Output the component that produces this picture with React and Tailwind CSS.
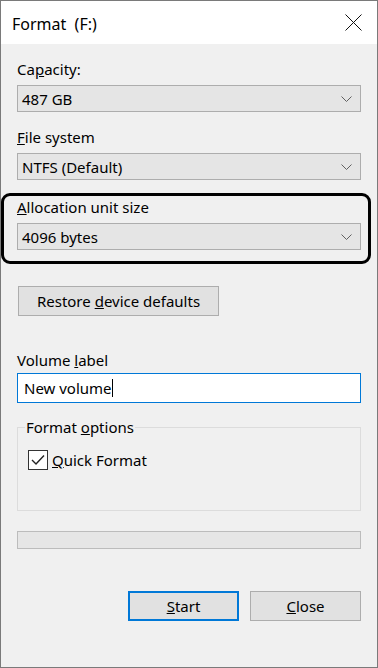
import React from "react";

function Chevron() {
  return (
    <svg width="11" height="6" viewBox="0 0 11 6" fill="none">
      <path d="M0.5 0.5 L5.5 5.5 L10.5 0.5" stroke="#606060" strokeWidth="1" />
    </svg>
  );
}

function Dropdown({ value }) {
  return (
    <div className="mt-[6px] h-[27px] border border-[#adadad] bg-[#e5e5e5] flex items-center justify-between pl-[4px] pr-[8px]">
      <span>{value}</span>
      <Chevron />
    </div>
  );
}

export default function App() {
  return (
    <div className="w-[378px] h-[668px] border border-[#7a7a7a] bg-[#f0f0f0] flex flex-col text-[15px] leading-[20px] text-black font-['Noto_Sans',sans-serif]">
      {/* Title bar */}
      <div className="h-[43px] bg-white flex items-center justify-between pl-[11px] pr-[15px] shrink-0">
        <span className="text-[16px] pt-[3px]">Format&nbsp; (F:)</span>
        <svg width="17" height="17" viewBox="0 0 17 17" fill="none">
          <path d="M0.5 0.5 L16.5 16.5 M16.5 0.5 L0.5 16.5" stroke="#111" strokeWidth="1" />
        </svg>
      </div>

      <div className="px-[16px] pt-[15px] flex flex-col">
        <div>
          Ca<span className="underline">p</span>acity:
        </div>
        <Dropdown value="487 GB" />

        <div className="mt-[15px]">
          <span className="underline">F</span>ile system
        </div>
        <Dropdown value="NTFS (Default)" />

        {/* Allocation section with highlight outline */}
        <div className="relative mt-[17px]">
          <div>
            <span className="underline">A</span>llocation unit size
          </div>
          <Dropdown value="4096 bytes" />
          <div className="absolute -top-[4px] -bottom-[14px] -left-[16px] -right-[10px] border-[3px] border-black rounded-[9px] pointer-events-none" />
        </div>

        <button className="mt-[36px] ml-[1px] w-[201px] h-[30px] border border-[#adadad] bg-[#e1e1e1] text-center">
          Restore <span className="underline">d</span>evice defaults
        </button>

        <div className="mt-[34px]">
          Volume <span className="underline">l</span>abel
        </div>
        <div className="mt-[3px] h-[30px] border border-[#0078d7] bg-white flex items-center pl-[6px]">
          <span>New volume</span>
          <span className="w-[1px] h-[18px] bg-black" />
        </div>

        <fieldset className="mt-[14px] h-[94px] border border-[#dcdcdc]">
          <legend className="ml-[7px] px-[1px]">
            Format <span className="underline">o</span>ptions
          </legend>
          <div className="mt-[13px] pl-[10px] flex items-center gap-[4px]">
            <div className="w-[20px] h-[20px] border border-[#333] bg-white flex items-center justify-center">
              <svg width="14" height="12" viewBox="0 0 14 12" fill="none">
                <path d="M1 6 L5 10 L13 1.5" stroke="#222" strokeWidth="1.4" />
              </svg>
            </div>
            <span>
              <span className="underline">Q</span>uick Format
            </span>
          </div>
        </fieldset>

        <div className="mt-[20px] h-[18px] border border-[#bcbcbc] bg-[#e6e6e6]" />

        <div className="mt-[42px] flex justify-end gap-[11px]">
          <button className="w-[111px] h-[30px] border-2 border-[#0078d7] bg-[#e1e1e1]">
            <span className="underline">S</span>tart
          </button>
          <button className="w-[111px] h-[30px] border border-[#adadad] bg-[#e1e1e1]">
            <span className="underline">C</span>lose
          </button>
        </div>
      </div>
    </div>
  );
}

--------------------------------------------------

◆ Prompt: Leave out the pictures and restate everything else word for word.

◆ Response below:
Output the component that produces this picture with React and Tailwind CSS.
import React from "react";

function Chevron() {
  return (
    <svg width="11" height="6" viewBox="0 0 11 6" fill="none">
      <path d="M0.5 0.5 L5.5 5.5 L10.5 0.5" stroke="#606060" strokeWidth="1" />
    </svg>
  );
}

function Dropdown({ value }) {
  return (
    <div className="mt-[6px] h-[27px] border border-[#adadad] bg-[#e5e5e5] flex items-center justify-between pl-[4px] pr-[8px]">
      <span>{value}</span>
      <Chevron />
    </div>
  );
}

export default function App() {
  return (
    <div className="w-[378px] h-[668px] border border-[#7a7a7a] bg-[#f0f0f0] flex flex-col text-[15px] leading-[20px] text-black font-['Noto_Sans',sans-serif]">
      {/* Title bar */}
      <div className="h-[43px] bg-white flex items-center justify-between pl-[11px] pr-[15px] shrink-0">
        <span className="text-[16px] pt-[3px]">Format&nbsp; (F:)</span>
        <svg width="17" height="17" viewBox="0 0 17 17" fill="none">
          <path d="M0.5 0.5 L16.5 16.5 M16.5 0.5 L0.5 16.5" stroke="#111" strokeWidth="1" />
        </svg>
      </div>

      <div className="px-[16px] pt-[15px] flex flex-col">
        <div>
          Ca<span className="underline">p</span>acity:
        </div>
        <Dropdown value="487 GB" />

        <div className="mt-[15px]">
          <span className="underline">F</span>ile system
        </div>
        <Dropdown value="NTFS (Default)" />

        {/* Allocation section with highlight outline */}
        <div className="relative mt-[17px]">
          <div>
            <span className="underline">A</span>llocation unit size
          </div>
          <Dropdown value="4096 bytes" />
          <div className="absolute -top-[4px] -bottom-[14px] -left-[16px] -right-[10px] border-[3px] border-black rounded-[9px] pointer-events-none" />
        </div>

        <button className="mt-[36px] ml-[1px] w-[201px] h-[30px] border border-[#adadad] bg-[#e1e1e1] text-center">
          Restore <span className="underline">d</span>evice defaults
        </button>

        <div className="mt-[34px]">
          Volume <span className="underline">l</span>abel
        </div>
        <div className="mt-[3px] h-[30px] border border-[#0078d7] bg-white flex items-center pl-[6px]">
          <span>New volume</span>
          <span className="w-[1px] h-[18px] bg-black" />
        </div>

        <fieldset className="mt-[14px] h-[94px] border border-[#dcdcdc]">
          <legend className="ml-[7px] px-[1px]">
            Format <span className="underline">o</span>ptions
          </legend>
          <div className="mt-[13px] pl-[10px] flex items-center gap-[4px]">
            <div className="w-[20px] h-[20px] border border-[#333] bg-white flex items-center justify-center">
              <svg width="14" height="12" viewBox="0 0 14 12" fill="none">
                <path d="M1 6 L5 10 L13 1.5" stroke="#222" strokeWidth="1.4" />
              </svg>
            </div>
            <span>
              <span className="underline">Q</span>uick Format
            </span>
          </div>
        </fieldset>

        <div className="mt-[20px] h-[18px] border border-[#bcbcbc] bg-[#e6e6e6]" />

        <div className="mt-[42px] flex justify-end gap-[11px]">
          <button className="w-[111px] h-[30px] border-2 border-[#0078d7] bg-[#e1e1e1]">
            <span className="underline">S</span>tart
          </button>
          <button className="w-[111px] h-[30px] border border-[#adadad] bg-[#e1e1e1]">
            <span className="underline">C</span>lose
          </button>
        </div>
      </div>
    </div>
  );
}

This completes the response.